時代物から世話物まで、多彩な語りで魅了した文楽太夫で人間国宝の豊竹咲太夫さんが1月31日、79歳で亡くなった。約20年にわたり咲太夫さんの三味線を弾いた鶴澤燕三(えんざ)さんや、親交の深かった歌舞伎俳優の坂東玉三郎さんが追悼の言葉を寄せた。(聞き手 田中佐和)
鶴澤燕三さん「本物の芸を持った方」
「咲太夫こけちゃってね。復帰できるか分からないんです」と奥さまから電話があったのは、令和4年9月のことです。でも、これまでも病気のたびに不死鳥のごとく復帰されたので、まさか舞台復帰がかなわないなんて思いもしませんでした。

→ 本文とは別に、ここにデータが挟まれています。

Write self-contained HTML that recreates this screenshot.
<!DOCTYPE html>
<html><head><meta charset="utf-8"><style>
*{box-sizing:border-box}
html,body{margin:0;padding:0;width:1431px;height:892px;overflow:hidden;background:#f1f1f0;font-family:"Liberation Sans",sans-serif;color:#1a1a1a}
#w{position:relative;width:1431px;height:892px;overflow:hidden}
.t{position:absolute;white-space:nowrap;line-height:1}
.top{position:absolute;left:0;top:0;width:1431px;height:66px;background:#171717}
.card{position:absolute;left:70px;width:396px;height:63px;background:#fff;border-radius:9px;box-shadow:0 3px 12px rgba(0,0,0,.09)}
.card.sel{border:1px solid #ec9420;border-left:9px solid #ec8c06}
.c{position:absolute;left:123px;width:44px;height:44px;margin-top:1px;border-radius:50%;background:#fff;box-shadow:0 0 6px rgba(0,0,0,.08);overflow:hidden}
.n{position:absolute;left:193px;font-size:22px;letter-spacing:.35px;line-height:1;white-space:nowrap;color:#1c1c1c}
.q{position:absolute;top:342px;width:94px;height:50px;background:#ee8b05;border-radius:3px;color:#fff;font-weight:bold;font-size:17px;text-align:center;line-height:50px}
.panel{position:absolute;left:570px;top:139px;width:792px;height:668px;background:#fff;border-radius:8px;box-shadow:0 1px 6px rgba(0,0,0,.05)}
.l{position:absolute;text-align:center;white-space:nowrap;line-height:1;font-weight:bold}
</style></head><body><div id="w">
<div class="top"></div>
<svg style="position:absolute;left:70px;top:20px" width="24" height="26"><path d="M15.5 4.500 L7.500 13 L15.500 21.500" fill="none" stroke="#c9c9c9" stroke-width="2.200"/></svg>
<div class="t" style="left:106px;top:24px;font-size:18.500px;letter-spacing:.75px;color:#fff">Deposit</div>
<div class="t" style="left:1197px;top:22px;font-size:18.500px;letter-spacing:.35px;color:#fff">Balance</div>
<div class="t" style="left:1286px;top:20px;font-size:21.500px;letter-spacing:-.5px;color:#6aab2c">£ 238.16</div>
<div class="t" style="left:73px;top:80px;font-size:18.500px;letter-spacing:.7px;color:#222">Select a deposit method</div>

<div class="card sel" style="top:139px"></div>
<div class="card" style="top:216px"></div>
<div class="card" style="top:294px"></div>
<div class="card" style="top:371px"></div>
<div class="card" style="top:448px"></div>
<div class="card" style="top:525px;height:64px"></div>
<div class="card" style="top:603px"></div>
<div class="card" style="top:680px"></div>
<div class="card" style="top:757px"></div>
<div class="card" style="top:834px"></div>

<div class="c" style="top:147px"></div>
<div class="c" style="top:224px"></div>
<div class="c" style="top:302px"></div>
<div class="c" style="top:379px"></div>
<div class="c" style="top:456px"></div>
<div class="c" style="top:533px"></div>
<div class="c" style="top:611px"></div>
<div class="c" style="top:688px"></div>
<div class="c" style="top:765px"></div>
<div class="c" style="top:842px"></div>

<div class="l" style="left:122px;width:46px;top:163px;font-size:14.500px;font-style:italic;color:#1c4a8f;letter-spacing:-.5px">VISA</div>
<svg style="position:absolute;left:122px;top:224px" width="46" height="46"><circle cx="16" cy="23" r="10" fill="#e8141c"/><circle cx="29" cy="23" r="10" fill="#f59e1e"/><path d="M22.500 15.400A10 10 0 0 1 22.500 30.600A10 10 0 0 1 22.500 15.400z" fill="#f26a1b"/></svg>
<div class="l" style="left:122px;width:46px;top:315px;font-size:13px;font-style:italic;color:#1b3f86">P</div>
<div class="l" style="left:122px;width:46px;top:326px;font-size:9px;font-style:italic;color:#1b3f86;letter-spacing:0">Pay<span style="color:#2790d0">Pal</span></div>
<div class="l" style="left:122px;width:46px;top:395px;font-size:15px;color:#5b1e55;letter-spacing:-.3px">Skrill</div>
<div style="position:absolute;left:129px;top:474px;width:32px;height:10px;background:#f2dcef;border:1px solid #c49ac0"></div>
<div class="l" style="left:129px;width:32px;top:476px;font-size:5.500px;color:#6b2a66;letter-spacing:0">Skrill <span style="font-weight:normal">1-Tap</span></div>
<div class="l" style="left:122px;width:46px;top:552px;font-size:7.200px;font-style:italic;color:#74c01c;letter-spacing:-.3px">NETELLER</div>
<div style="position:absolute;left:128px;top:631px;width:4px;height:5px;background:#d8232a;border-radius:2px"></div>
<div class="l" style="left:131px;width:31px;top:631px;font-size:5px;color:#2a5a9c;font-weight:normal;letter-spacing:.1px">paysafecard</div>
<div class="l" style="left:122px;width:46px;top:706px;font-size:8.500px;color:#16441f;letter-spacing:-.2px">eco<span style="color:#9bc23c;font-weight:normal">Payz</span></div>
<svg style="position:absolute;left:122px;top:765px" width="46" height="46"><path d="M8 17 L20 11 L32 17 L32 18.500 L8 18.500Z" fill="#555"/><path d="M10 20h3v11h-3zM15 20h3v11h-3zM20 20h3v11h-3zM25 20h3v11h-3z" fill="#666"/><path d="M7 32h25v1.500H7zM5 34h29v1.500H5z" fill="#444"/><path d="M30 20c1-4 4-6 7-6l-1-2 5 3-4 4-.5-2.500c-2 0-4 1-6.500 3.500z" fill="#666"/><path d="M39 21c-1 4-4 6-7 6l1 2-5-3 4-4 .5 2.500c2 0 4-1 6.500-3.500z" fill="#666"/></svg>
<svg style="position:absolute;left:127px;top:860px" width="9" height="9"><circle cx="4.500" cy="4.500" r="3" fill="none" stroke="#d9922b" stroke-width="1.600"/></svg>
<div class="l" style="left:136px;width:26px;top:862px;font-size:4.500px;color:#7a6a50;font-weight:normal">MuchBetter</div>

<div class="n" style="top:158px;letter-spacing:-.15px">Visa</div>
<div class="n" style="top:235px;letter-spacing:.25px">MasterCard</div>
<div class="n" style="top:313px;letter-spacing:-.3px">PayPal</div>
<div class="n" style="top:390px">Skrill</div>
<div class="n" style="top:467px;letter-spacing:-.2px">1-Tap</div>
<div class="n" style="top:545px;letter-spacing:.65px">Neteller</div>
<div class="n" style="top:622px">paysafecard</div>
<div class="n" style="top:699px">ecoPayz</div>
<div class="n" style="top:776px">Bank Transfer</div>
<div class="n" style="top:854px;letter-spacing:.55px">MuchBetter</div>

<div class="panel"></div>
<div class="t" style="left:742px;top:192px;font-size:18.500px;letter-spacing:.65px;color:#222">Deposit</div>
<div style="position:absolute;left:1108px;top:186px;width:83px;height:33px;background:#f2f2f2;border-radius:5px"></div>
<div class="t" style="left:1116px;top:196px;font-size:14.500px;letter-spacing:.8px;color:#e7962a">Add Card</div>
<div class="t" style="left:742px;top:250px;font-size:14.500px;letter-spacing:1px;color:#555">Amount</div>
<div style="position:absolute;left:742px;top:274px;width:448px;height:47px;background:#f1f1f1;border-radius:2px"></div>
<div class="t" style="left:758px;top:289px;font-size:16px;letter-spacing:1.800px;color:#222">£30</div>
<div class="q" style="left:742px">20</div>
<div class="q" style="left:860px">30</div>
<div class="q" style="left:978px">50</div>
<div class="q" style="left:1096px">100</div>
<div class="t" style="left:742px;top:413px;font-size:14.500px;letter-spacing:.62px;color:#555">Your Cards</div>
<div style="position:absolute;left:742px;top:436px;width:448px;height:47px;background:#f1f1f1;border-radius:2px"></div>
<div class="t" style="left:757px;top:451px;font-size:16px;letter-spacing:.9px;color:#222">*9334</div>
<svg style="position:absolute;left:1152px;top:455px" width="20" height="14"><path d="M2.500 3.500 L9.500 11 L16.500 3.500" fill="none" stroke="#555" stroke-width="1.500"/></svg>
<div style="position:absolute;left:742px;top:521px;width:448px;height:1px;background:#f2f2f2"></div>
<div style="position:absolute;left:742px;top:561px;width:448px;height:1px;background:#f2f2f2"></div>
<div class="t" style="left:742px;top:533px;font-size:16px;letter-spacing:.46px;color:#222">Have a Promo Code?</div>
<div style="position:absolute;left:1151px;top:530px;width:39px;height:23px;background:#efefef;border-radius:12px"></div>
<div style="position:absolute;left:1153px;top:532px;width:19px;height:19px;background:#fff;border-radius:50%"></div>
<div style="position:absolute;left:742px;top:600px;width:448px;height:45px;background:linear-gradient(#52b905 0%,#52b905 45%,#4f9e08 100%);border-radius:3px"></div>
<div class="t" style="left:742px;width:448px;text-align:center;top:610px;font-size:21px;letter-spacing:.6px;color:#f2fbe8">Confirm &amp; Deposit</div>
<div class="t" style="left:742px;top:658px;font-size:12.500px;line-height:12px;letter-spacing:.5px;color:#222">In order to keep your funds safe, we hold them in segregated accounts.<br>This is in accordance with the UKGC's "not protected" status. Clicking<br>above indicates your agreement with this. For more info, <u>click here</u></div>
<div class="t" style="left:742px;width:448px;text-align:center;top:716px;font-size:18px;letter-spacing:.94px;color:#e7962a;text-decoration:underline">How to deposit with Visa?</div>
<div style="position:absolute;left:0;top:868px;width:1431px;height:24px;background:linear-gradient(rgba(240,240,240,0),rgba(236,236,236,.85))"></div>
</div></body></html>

約20年前、私が燕二郎時代に咲さん兄さんのご指名で組むことになりました。当時は体重100キロ超の偉丈夫で、声も大きいしパワーで押していくエネルギッシュな舞台で、なかなか太刀打ちできなかった。
平成18年に燕三を襲名した際の「ひらかな盛衰記・松右衛門内より逆櫓の段」も僕の力が足りず、初日を聴いてはった(鶴澤)清治兄さんに「もっと自己主張しないと、咲太夫の会で脇弾きしてるみたいや」と言われてしまいました。
でも、これは師匠の五代目燕三が舞台上で脳出血で倒れたときに弾いていた演目で「師匠の思いを晴らせ」と、咲さん兄さんが提案してくださったんです。おかげで晴れやかな襲名をさせていただきました。

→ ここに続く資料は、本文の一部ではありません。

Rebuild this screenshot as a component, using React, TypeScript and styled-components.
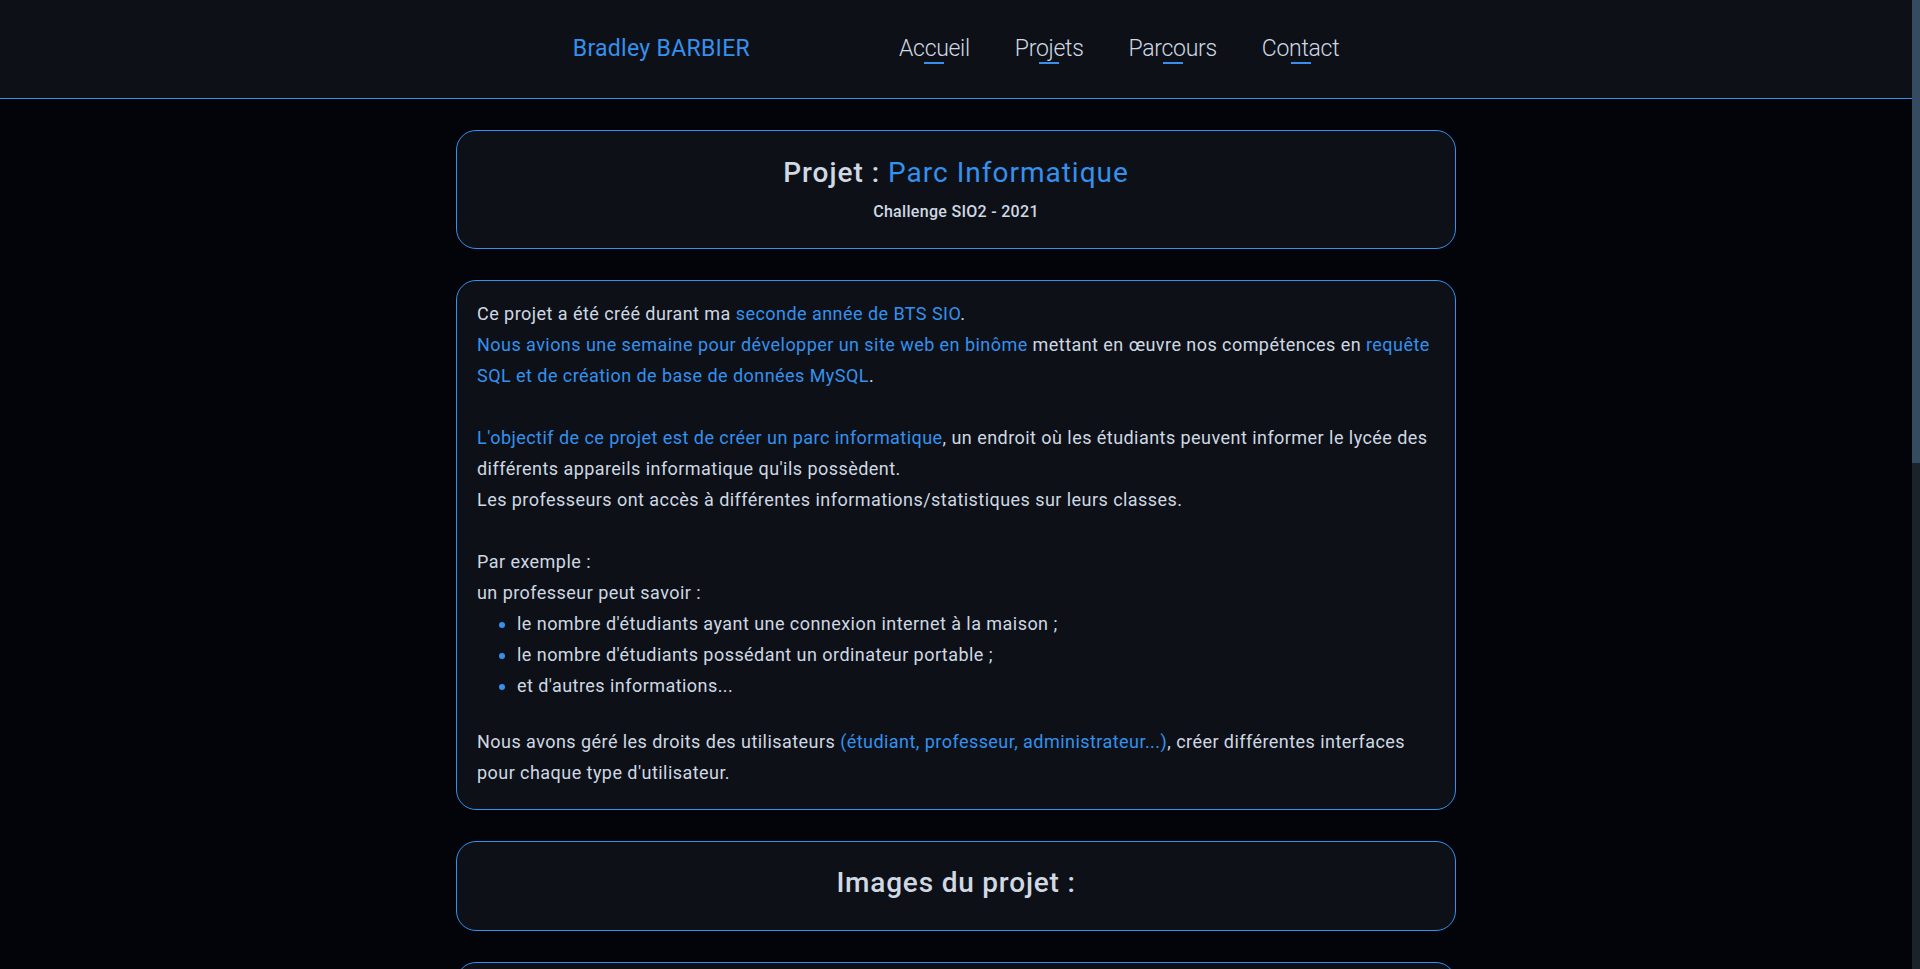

26年6月、私は公演中に脳梗塞を発症し入院しました。お休みしている間に、9月公演で「引窓」を咲太夫・燕三でやる配役が出てしまった。代役を…と思ったら、咲さん兄さんが「8月に入ったらテストしよか」と言ってくださった。まだ三味線の糸に撥(ばち)がまともに当たらない状態で、「やっぱり君、無理やなぁ」と言われ、テストに落ちるだろうと思いながらも必死に稽古しました。
テスト当日、「引窓」を弾き終わると一言、「大丈夫や。いこ」とおっしゃったんです。本当に気軽な感じで。それで心の荷が下りた。また舞台に出よう、という気になれました。
9月公演初日、最初の撥が糸に当たらなかったら、文楽をやめる覚悟で舞台に上がりました。隣でひやひやされたはずです。「三味線がどうであれ自分はやれる」という自信もあったと思いますが、太夫を助けるはずの三味線がへろへろだなんて私なら悩む。
でも、咲さん兄さんは私を見捨てないでくれました。あのとき無理にでも舞台に引っ張り出して隣に座らせてくださったおかげで復帰できたと、大恩を感じています。
昔の名人の薫陶を受けた最後の太夫で、お父さまの八代目竹本綱太夫師匠が十代目竹澤弥七師匠と組んだ「近松物(近松門左衛門の作品)」の数々を継承されていました。「冥途の飛脚」の「淡路町」や「心中天網島」の「紙屋内」「大和屋」は隣で弾かせてもらっていて本当に楽しかった。普通に声を出せば義太夫になる、本物の芸を持った方でした。
坂東玉三郎さん「十分にしゃべったり語ったり」
咲太夫さんには35年くらい前、私が40歳になるかならないかのあたりから、本行(ほんぎょう=文楽)の語りのことを親しくお教えいただいたことが一番の思い出です。本当にお世話になりました。
歌舞伎は普段からよく見にいらしていて、「伽羅先代萩」とか「阿古屋」とか、私が義太夫狂言をやるときには公演後に楽屋でアドバイスをしてくださいました。「吉野川」や「(仮名手本忠臣蔵)九段目」の戸無瀬でも、(義太夫節で使う大阪弁の)訛りのことや、(役が)どういう気持ちだったらこうなるか、という気持ちのことをよくおっしゃっていましたね。
私も分からないことがあって困ったらご連絡して、「咲さん、これどうやったらいいの?」と聞いていました。いつも「これはな、こうやって語るんや」と丁寧に教えてくださいました。とても親しくないとそんなことはできません。
お体を悪くなさってからここ10年ほどは遠慮していて、亡くなるまでお目にかかることができませんでした。まだお若かったから残念に思います。でも、本当に舞台がお好きな方で、お元気な頃はしょっちゅう南座や歌舞伎座の楽屋にいらっしゃって、もう十分にしゃべったり語ったりしてきました。2人で会うときはお芝居の話ばかりしていたことが今、思い出されます。